Cuando algunos católicos trataron de acabar con los herejes
por medio de las armas, o de atemorizarlos para que se convirtieran, les dijo:
«Es inútil tratar de convertir a la gente con la violencia. La oración hace más
efecto que todas las armas guerreras. No crean que los oyentes se van a
conmover y a volver mejores por que nos ven muy elegantemente vestidos. En
cambio con la humildad sí se ganan los corazones». En agosto de
1216 fundó Santo Domingo su Comunidad de predicadores, con 16 compañeros que lo
querían y le obedecían como al mejor de los padres. Ocho eran franceses, siete
españoles y uno inglés. Los preparó de la mejor manera que le fue posible y los
envió a predicar, y la nueva comunidad tuvo una bendición de Dios tan grande
que a los pocos años ya los conventos de los dominicos eran más de setenta, y
se hicieron famosos en las grandes universidades, especialmente en la de París
y en la de Bolonia. El gran fundador le dieron a sus religiosos
unas normas que les han hecho un bien inmenso por muchos siglos.

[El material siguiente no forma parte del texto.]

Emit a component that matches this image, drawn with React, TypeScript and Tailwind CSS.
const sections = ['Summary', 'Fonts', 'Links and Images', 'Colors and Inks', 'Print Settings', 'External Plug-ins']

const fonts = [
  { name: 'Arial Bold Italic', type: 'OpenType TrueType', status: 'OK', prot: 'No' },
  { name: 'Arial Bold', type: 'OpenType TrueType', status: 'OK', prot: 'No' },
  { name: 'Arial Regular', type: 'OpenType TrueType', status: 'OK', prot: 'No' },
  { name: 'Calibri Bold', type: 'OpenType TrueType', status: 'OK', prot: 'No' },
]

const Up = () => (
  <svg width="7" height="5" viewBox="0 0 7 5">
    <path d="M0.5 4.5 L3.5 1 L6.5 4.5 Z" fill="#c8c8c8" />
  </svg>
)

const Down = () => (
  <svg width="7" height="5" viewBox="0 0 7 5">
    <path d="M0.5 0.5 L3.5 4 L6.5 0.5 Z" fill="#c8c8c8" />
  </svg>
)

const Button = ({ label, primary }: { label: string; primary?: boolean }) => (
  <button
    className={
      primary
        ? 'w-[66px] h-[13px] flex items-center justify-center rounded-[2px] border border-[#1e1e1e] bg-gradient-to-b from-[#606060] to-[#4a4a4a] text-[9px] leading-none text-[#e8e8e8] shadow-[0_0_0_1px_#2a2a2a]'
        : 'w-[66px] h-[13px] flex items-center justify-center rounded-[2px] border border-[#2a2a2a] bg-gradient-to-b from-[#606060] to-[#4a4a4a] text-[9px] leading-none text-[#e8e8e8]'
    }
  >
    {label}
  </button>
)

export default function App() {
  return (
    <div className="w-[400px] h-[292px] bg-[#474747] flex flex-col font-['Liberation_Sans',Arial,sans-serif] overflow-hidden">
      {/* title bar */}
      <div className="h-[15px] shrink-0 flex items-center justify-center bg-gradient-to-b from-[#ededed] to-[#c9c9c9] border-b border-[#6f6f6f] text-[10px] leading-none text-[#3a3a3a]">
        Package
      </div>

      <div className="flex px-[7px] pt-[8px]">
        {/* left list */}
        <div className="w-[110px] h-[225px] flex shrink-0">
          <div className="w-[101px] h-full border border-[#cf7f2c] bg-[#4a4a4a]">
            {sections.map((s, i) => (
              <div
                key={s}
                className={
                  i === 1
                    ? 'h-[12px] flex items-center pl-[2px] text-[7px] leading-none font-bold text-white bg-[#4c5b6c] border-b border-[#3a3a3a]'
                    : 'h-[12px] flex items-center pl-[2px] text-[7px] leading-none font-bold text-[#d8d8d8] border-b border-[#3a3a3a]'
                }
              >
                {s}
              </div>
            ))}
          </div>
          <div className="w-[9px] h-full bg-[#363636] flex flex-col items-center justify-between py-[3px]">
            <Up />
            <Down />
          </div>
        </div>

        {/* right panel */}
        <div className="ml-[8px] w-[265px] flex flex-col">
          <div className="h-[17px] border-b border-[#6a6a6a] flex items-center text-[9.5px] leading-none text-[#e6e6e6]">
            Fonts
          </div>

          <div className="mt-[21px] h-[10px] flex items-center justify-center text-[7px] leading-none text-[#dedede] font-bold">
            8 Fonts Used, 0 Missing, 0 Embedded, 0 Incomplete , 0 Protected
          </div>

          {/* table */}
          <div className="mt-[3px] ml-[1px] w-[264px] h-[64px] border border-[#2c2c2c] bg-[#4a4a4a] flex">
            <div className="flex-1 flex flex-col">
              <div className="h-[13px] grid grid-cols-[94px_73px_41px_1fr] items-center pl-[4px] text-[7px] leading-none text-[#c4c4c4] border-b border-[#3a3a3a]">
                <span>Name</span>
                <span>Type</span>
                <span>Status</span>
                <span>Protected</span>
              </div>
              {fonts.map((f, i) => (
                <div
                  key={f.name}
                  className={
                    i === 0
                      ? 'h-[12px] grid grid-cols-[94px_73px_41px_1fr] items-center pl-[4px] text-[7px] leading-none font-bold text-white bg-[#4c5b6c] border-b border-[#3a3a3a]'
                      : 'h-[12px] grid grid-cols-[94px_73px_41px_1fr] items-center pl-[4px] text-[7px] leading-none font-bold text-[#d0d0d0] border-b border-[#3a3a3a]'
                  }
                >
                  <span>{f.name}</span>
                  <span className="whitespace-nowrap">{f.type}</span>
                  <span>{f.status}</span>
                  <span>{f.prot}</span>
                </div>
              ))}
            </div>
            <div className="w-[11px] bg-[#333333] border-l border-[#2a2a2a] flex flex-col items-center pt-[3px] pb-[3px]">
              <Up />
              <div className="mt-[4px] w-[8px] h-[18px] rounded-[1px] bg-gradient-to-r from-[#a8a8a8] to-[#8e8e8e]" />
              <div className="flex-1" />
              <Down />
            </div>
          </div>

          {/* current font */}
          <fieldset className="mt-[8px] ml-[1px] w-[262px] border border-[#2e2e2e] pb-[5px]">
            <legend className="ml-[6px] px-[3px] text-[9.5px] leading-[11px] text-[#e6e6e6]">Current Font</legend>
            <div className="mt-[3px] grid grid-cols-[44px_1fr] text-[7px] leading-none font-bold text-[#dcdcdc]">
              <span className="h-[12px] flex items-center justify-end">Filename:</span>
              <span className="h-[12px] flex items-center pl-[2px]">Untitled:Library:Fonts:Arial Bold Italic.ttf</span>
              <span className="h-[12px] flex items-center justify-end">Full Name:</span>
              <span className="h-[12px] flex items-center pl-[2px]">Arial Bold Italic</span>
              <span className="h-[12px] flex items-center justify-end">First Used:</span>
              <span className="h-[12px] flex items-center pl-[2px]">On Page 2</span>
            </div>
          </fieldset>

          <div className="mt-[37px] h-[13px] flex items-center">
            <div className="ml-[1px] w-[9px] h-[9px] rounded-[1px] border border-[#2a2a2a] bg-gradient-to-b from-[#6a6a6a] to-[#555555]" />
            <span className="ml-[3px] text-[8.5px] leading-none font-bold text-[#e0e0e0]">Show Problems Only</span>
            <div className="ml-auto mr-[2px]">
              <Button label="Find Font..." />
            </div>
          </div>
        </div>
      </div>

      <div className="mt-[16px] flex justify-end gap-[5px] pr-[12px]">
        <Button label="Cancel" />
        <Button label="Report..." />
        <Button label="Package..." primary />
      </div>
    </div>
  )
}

Por ejemplo estas: Primero contemplar, y después
enseñar: dedicar tiempo y muchos esfuerzos a estudiar y meditar las enseñanzas
de Jesucristo y de su Iglesia; después sí predicar con todo el entusiasmo
posible.- Predicar siempre y en todas partes. Santo Domingo quiere
que el oficio principalísimo de sus religiosos sea predicar, catequizar,
propagar las enseñanzas católicas por todos los medios posibles. Y él mismo
daba el ejemplo: donde quiera que llegaba empleaba la mayor parte de su tiempo
en predicar y enseñar catecismo.
Era el hombre de la alegría, y del buen humor. La gente lo
veía siempre con rostro alegre, gozoso y amable. Sus compañeros decían: «De día
nadie más comunicativo y alegre. De noche, nadie más dedicado a la oración y a
la meditación». Pasaba noches enteras en oración. Era de pocas
palabras cuando se hablaba de temas mundanos, pero cuando había que hablar de
Nuestro Señor y de temas religiosos entonces sí que charlaba con verdadero
entusiasmo. Sus libros favoritos eran el Evangelio de San Mateo y
las Cartas de San Pablo. Siempre los llevaba consigo para leerlos día por día y
prácticamente se los sabía de memoria.
A sus discípulos les recomendaba que no pasaran ningún día
sin leer alguna página del Nuevo Testamento o del Antiguo.
Totalmente desgastado de tanto trabajar y sacrificarse por el Reino de Dios a
principios de agosto del año 1221 se sintió falto de fuerzas, estando en
Bolonia, la ciudad donde había vivido sus últimos años. Tuvieron que prestarle
un colchón porque no tenía.
Y el 6 de agosto de 1221, mientras le rezaban las oraciones
por los agonizantes cuando le decían: «Que todos los ángeles y santos salgan a
recibirte», dijo: «¡Qué hermoso, qué hermoso!» y expiró. A los 13
años de haber muerto, el Sumo Pontífice lo declaró santo y exclamó al proclamar
el decreto de su canonización: «De la santidad de este hombre estoy tan seguro,
como de la santidad de San Pedro y San Pablo».